Here are some records; quote them exactly, leaving out the pictures.

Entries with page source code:
--- BEGIN ---
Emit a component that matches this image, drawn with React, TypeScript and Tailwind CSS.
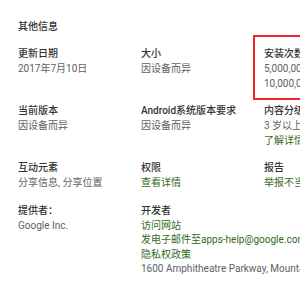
type Line = { text: string; link?: boolean };

type InfoCell = {
  label: string;
  lines: Line[];
  highlight?: boolean;
};

const rows: InfoCell[][] = [
  [
    { label: "更新日期", lines: [{ text: "2017年7月10日" }] },
    { label: "大小", lines: [{ text: "因设备而异" }] },
    {
      label: "安装次数",
      lines: [{ text: "5,000,000,000 -" }, { text: "10,000,000,000" }],
      highlight: true,
    },
  ],
  [
    { label: "当前版本", lines: [{ text: "因设备而异" }] },
    { label: "Android系统版本要求", lines: [{ text: "因设备而异" }] },
    {
      label: "内容分级",
      lines: [{ text: "3 岁以上" }, { text: "了解详情", link: true }],
    },
  ],
  [
    { label: "互动元素", lines: [{ text: "分享信息, 分享位置" }] },
    { label: "权限", lines: [{ text: "查看详情", link: true }] },
    { label: "报告", lines: [{ text: "举报不当内容", link: true }] },
  ],
  [
    { label: "提供者：", lines: [{ text: "Google Inc." }] },
    {
      label: "开发者",
      lines: [
        { text: "访问网站", link: true },
        { text: "发电子邮件至apps-help@google.com", link: true },
        { text: "隐私权政策", link: true },
        { text: "1600 Amphitheatre Parkway, Mountain View 94043" },
      ],
    },
    { label: "", lines: [] },
  ],
];

function Cell({ cell }: { cell: InfoCell }) {
  return (
    <div className="relative whitespace-nowrap">
      {cell.highlight ? (
        <div className="pointer-events-none absolute -left-[11px] -top-[11px] -bottom-[9px] w-[140px] border-2 border-[#f0262b]" />
      ) : null}
      {cell.label ? (
        <div className="text-[10px] leading-[16px] font-medium text-[#333333]">{cell.label}</div>
      ) : null}
      {cell.lines.map((line) => (
        <div
          key={line.text}
          className={
            line.link
              ? "text-[10px] leading-[14.5px] text-[#33691e]"
              : "text-[10px] leading-[14.5px] text-[#616161]"
          }
        >
          {line.text}
        </div>
      ))}
    </div>
  );
}

export default function App() {
  return (
    <div
      className="h-[300px] w-[300px] overflow-hidden bg-white"
      style={{ fontFamily: 'Roboto, "Noto Sans CJK SC", sans-serif' }}
    >
      <div className="w-[440px] pl-[18px] pt-[19px]">
        <h2 className="text-[10px] leading-[16px] font-medium text-[#333333]">其他信息</h2>
        <div className="mt-[11px] grid grid-cols-[123px_123px_123px] gap-y-[12px]">
          {rows.flat().map((cell, i) => (
            <Cell key={i} cell={cell} />
          ))}
        </div>
      </div>
    </div>
  );
}
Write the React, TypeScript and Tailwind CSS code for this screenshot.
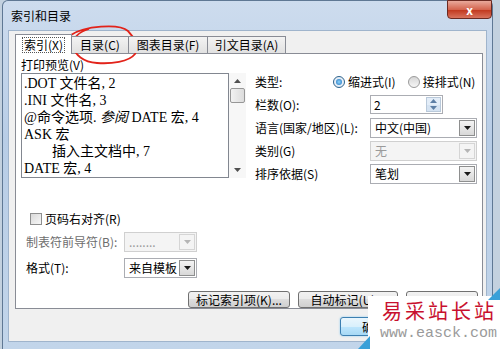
--- END ---
> Complete output
Emit a component that matches this image, drawn with React, TypeScript and Tailwind CSS.
type Line = { text: string; link?: boolean };

type InfoCell = {
  label: string;
  lines: Line[];
  highlight?: boolean;
};

const rows: InfoCell[][] = [
  [
    { label: "更新日期", lines: [{ text: "2017年7月10日" }] },
    { label: "大小", lines: [{ text: "因设备而异" }] },
    {
      label: "安装次数",
      lines: [{ text: "5,000,000,000 -" }, { text: "10,000,000,000" }],
      highlight: true,
    },
  ],
  [
    { label: "当前版本", lines: [{ text: "因设备而异" }] },
    { label: "Android系统版本要求", lines: [{ text: "因设备而异" }] },
    {
      label: "内容分级",
      lines: [{ text: "3 岁以上" }, { text: "了解详情", link: true }],
    },
  ],
  [
    { label: "互动元素", lines: [{ text: "分享信息, 分享位置" }] },
    { label: "权限", lines: [{ text: "查看详情", link: true }] },
    { label: "报告", lines: [{ text: "举报不当内容", link: true }] },
  ],
  [
    { label: "提供者：", lines: [{ text: "Google Inc." }] },
    {
      label: "开发者",
      lines: [
        { text: "访问网站", link: true },
        { text: "发电子邮件至apps-help@google.com", link: true },
        { text: "隐私权政策", link: true },
        { text: "1600 Amphitheatre Parkway, Mountain View 94043" },
      ],
    },
    { label: "", lines: [] },
  ],
];

function Cell({ cell }: { cell: InfoCell }) {
  return (
    <div className="relative whitespace-nowrap">
      {cell.highlight ? (
        <div className="pointer-events-none absolute -left-[11px] -top-[11px] -bottom-[9px] w-[140px] border-2 border-[#f0262b]" />
      ) : null}
      {cell.label ? (
        <div className="text-[10px] leading-[16px] font-medium text-[#333333]">{cell.label}</div>
      ) : null}
      {cell.lines.map((line) => (
        <div
          key={line.text}
          className={
            line.link
              ? "text-[10px] leading-[14.5px] text-[#33691e]"
              : "text-[10px] leading-[14.5px] text-[#616161]"
          }
        >
          {line.text}
        </div>
      ))}
    </div>
  );
}

export default function App() {
  return (
    <div
      className="h-[300px] w-[300px] overflow-hidden bg-white"
      style={{ fontFamily: 'Roboto, "Noto Sans CJK SC", sans-serif' }}
    >
      <div className="w-[440px] pl-[18px] pt-[19px]">
        <h2 className="text-[10px] leading-[16px] font-medium text-[#333333]">其他信息</h2>
        <div className="mt-[11px] grid grid-cols-[123px_123px_123px] gap-y-[12px]">
          {rows.flat().map((cell, i) => (
            <Cell key={i} cell={cell} />
          ))}
        </div>
      </div>
    </div>
  );
}
Write the React, TypeScript and Tailwind CSS code for this screenshot.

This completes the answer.